** Start of DATASET SECTION **
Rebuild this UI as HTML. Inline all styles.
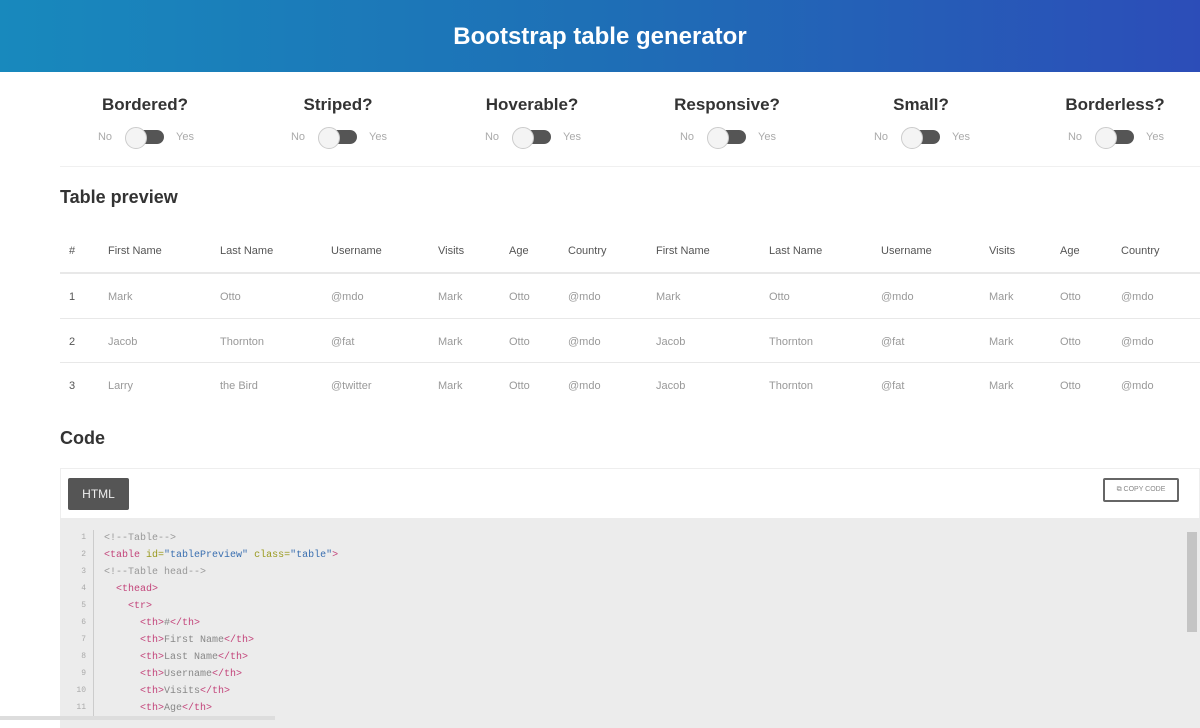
<!DOCTYPE html>
<html><head><style>
*{margin:0;padding:0;box-sizing:border-box}
body{width:1200px;height:720px;overflow:hidden;background:#fff;font-family:"Liberation Sans",sans-serif;position:relative}
.hd{position:absolute;left:0;top:0;width:1200px;height:72px;background:linear-gradient(90deg,#1889bd,#1e6fb6 50%,#2c4db8);color:#fff;font-weight:bold;font-size:24px;text-align:center;line-height:74px}
.a{position:absolute;white-space:nowrap}
.t{font-weight:bold;font-size:17px;color:#333;transform:translateX(-50%)}
.tg{transform:translateX(-50%);font-size:11px;color:#aaa;display:flex;align-items:center;gap:12px}
.sw{width:36px;height:14px;border-radius:7px;background:#555;position:relative;margin-left:4px}
.sw:before{content:"";position:absolute;left:-3px;top:-3px;width:20px;height:20px;border-radius:50%;background:#f4f4f4;border:1px solid #ccc}
.h2{font-weight:bold;font-size:18px;color:#333}
.th{font-size:11px;color:#555}
.td{font-size:11px;color:#999}
.ln{position:absolute;left:60px;width:1140px;height:1px;background:#e8e8e8}
.code{font-family:"Liberation Mono",monospace;font-size:10px;color:#888}
.tag{color:#c3447a}.at{color:#9a9a20}.st{color:#3a6fb0}.cm{color:#999}
</style></head><body>
<div class="hd">Bootstrap table generator</div>
<div class="ln" style="top:166px;background:#f0f0f0"></div>
<div id="tg"></div>
<div class="a h2" style="left:60px;top:187px">Table preview</div>
<div class="ln" style="top:272px;height:2px"></div>
<div class="ln" style="top:318px"></div>
<div class="ln" style="top:362px"></div>
<div id="tb"></div>
<div class="a h2" style="left:60px;top:428px">Code</div>
<div class="a" style="left:60px;top:468px;width:1140px;height:260px;border:1px solid #eee;background:#fff"></div>
<div class="a" style="left:60px;top:518px;width:1140px;height:210px;background:#ececec"></div>
<div class="a" style="left:68px;top:478px;width:61px;height:32px;background:#555;color:#eee;font-size:12px;line-height:32px;text-align:center;border-radius:2px">HTML</div>
<div class="a" style="left:1103px;top:478px;width:76px;height:24px;border:2px solid #666;border-radius:2px;font-size:7px;color:#888;line-height:20px;text-align:center">⧉ COPY CODE</div>
<div class="a" style="left:1187px;top:532px;width:10px;height:100px;background:#c4c4c4"></div>
<div class="a" style="left:93px;top:530px;width:1px;height:190px;background:#ccc"></div>
<div id="cd"></div>
<div class="a" style="left:0;top:716px;width:275px;height:4px;background:#ddd"></div>
<script>
var g=document.getElementById('tg'),h='';
[['Bordered?',145],['Striped?',338],['Hoverable?',532],['Responsive?',727],['Small?',921],['Borderless?',1115]].forEach(function(x){
h+='<div class="a t" style="left:'+x[1]+'px;top:95px">'+x[0]+'</div><div class="a tg" style="left:'+(x[1]+1)+'px;top:130px">No<div class="sw"></div>Yes</div>';});
g.innerHTML=h;
var xs=[69,108,220,331,438,509,568,656,769,881,989,1060,1121];
var hdr=['#','First Name','Last Name','Username','Visits','Age','Country','First Name','Last Name','Username','Visits','Age','Country'];
var rows=[['1','Mark','Otto','@mdo','Mark','Otto','@mdo','Mark','Otto','@mdo','Mark','Otto','@mdo'],['2','Jacob','Thornton','@fat','Mark','Otto','@mdo','Jacob','Thornton','@fat','Mark','Otto','@mdo'],['3','Larry','the Bird','@twitter','Mark','Otto','@mdo','Jacob','Thornton','@fat','Mark','Otto','@mdo']];
h='';xs.forEach(function(x,i){h+='<div class="a th" style="left:'+x+'px;top:245px">'+hdr[i]+'</div>';
rows.forEach(function(r,j){h+='<div class="a td" style="left:'+x+'px;top:'+(291+j*44.5)+'px;'+(i==0?'color:#555':'')+'">'+r[i]+'</div>';});});
document.getElementById('tb').innerHTML=h;
var L=['<span class="cm">&lt;!--Table--&gt;</span>','<span class="tag">&lt;table</span> <span class="at">id=</span><span class="st">"tablePreview"</span> <span class="at">class=</span><span class="st">"table"</span><span class="tag">&gt;</span>','<span class="cm">&lt;!--Table head--&gt;</span>','  <span class="tag">&lt;thead&gt;</span>','    <span class="tag">&lt;tr&gt;</span>'];
['#','First Name','Last Name','Username','Visits','Age'].forEach(function(s){L.push('      <span class="tag">&lt;th&gt;</span>'+s+'<span class="tag">&lt;/th&gt;</span>');});
h='';L.forEach(function(s,i){h+='<div class="a code" style="left:70px;top:'+(533+i*17)+'px;width:16px;text-align:right;font-size:8px;color:#aaa">'+(i+1)+'</div><div class="a code" style="left:104px;top:'+(533+i*17)+'px;white-space:pre">'+s+'</div>';});
document.getElementById('cd').innerHTML=h;
</script>
</body></html>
** End of DATASET SECTION **
EXERCISE DESCRIPTION
Reproduce the material word for word, minus the images.

SOLUTION BELOW
Rebuild this UI as HTML. Inline all styles.
<!DOCTYPE html>
<html><head><style>
*{margin:0;padding:0;box-sizing:border-box}
body{width:1200px;height:720px;overflow:hidden;background:#fff;font-family:"Liberation Sans",sans-serif;position:relative}
.hd{position:absolute;left:0;top:0;width:1200px;height:72px;background:linear-gradient(90deg,#1889bd,#1e6fb6 50%,#2c4db8);color:#fff;font-weight:bold;font-size:24px;text-align:center;line-height:74px}
.a{position:absolute;white-space:nowrap}
.t{font-weight:bold;font-size:17px;color:#333;transform:translateX(-50%)}
.tg{transform:translateX(-50%);font-size:11px;color:#aaa;display:flex;align-items:center;gap:12px}
.sw{width:36px;height:14px;border-radius:7px;background:#555;position:relative;margin-left:4px}
.sw:before{content:"";position:absolute;left:-3px;top:-3px;width:20px;height:20px;border-radius:50%;background:#f4f4f4;border:1px solid #ccc}
.h2{font-weight:bold;font-size:18px;color:#333}
.th{font-size:11px;color:#555}
.td{font-size:11px;color:#999}
.ln{position:absolute;left:60px;width:1140px;height:1px;background:#e8e8e8}
.code{font-family:"Liberation Mono",monospace;font-size:10px;color:#888}
.tag{color:#c3447a}.at{color:#9a9a20}.st{color:#3a6fb0}.cm{color:#999}
</style></head><body>
<div class="hd">Bootstrap table generator</div>
<div class="ln" style="top:166px;background:#f0f0f0"></div>
<div id="tg"></div>
<div class="a h2" style="left:60px;top:187px">Table preview</div>
<div class="ln" style="top:272px;height:2px"></div>
<div class="ln" style="top:318px"></div>
<div class="ln" style="top:362px"></div>
<div id="tb"></div>
<div class="a h2" style="left:60px;top:428px">Code</div>
<div class="a" style="left:60px;top:468px;width:1140px;height:260px;border:1px solid #eee;background:#fff"></div>
<div class="a" style="left:60px;top:518px;width:1140px;height:210px;background:#ececec"></div>
<div class="a" style="left:68px;top:478px;width:61px;height:32px;background:#555;color:#eee;font-size:12px;line-height:32px;text-align:center;border-radius:2px">HTML</div>
<div class="a" style="left:1103px;top:478px;width:76px;height:24px;border:2px solid #666;border-radius:2px;font-size:7px;color:#888;line-height:20px;text-align:center">⧉ COPY CODE</div>
<div class="a" style="left:1187px;top:532px;width:10px;height:100px;background:#c4c4c4"></div>
<div class="a" style="left:93px;top:530px;width:1px;height:190px;background:#ccc"></div>
<div id="cd"></div>
<div class="a" style="left:0;top:716px;width:275px;height:4px;background:#ddd"></div>
<script>
var g=document.getElementById('tg'),h='';
[['Bordered?',145],['Striped?',338],['Hoverable?',532],['Responsive?',727],['Small?',921],['Borderless?',1115]].forEach(function(x){
h+='<div class="a t" style="left:'+x[1]+'px;top:95px">'+x[0]+'</div><div class="a tg" style="left:'+(x[1]+1)+'px;top:130px">No<div class="sw"></div>Yes</div>';});
g.innerHTML=h;
var xs=[69,108,220,331,438,509,568,656,769,881,989,1060,1121];
var hdr=['#','First Name','Last Name','Username','Visits','Age','Country','First Name','Last Name','Username','Visits','Age','Country'];
var rows=[['1','Mark','Otto','@mdo','Mark','Otto','@mdo','Mark','Otto','@mdo','Mark','Otto','@mdo'],['2','Jacob','Thornton','@fat','Mark','Otto','@mdo','Jacob','Thornton','@fat','Mark','Otto','@mdo'],['3','Larry','the Bird','@twitter','Mark','Otto','@mdo','Jacob','Thornton','@fat','Mark','Otto','@mdo']];
h='';xs.forEach(function(x,i){h+='<div class="a th" style="left:'+x+'px;top:245px">'+hdr[i]+'</div>';
rows.forEach(function(r,j){h+='<div class="a td" style="left:'+x+'px;top:'+(291+j*44.5)+'px;'+(i==0?'color:#555':'')+'">'+r[i]+'</div>';});});
document.getElementById('tb').innerHTML=h;
var L=['<span class="cm">&lt;!--Table--&gt;</span>','<span class="tag">&lt;table</span> <span class="at">id=</span><span class="st">"tablePreview"</span> <span class="at">class=</span><span class="st">"table"</span><span class="tag">&gt;</span>','<span class="cm">&lt;!--Table head--&gt;</span>','  <span class="tag">&lt;thead&gt;</span>','    <span class="tag">&lt;tr&gt;</span>'];
['#','First Name','Last Name','Username','Visits','Age'].forEach(function(s){L.push('      <span class="tag">&lt;th&gt;</span>'+s+'<span class="tag">&lt;/th&gt;</span>');});
h='';L.forEach(function(s,i){h+='<div class="a code" style="left:70px;top:'+(533+i*17)+'px;width:16px;text-align:right;font-size:8px;color:#aaa">'+(i+1)+'</div><div class="a code" style="left:104px;top:'+(533+i*17)+'px;white-space:pre">'+s+'</div>';});
document.getElementById('cd').innerHTML=h;
</script>
</body></html>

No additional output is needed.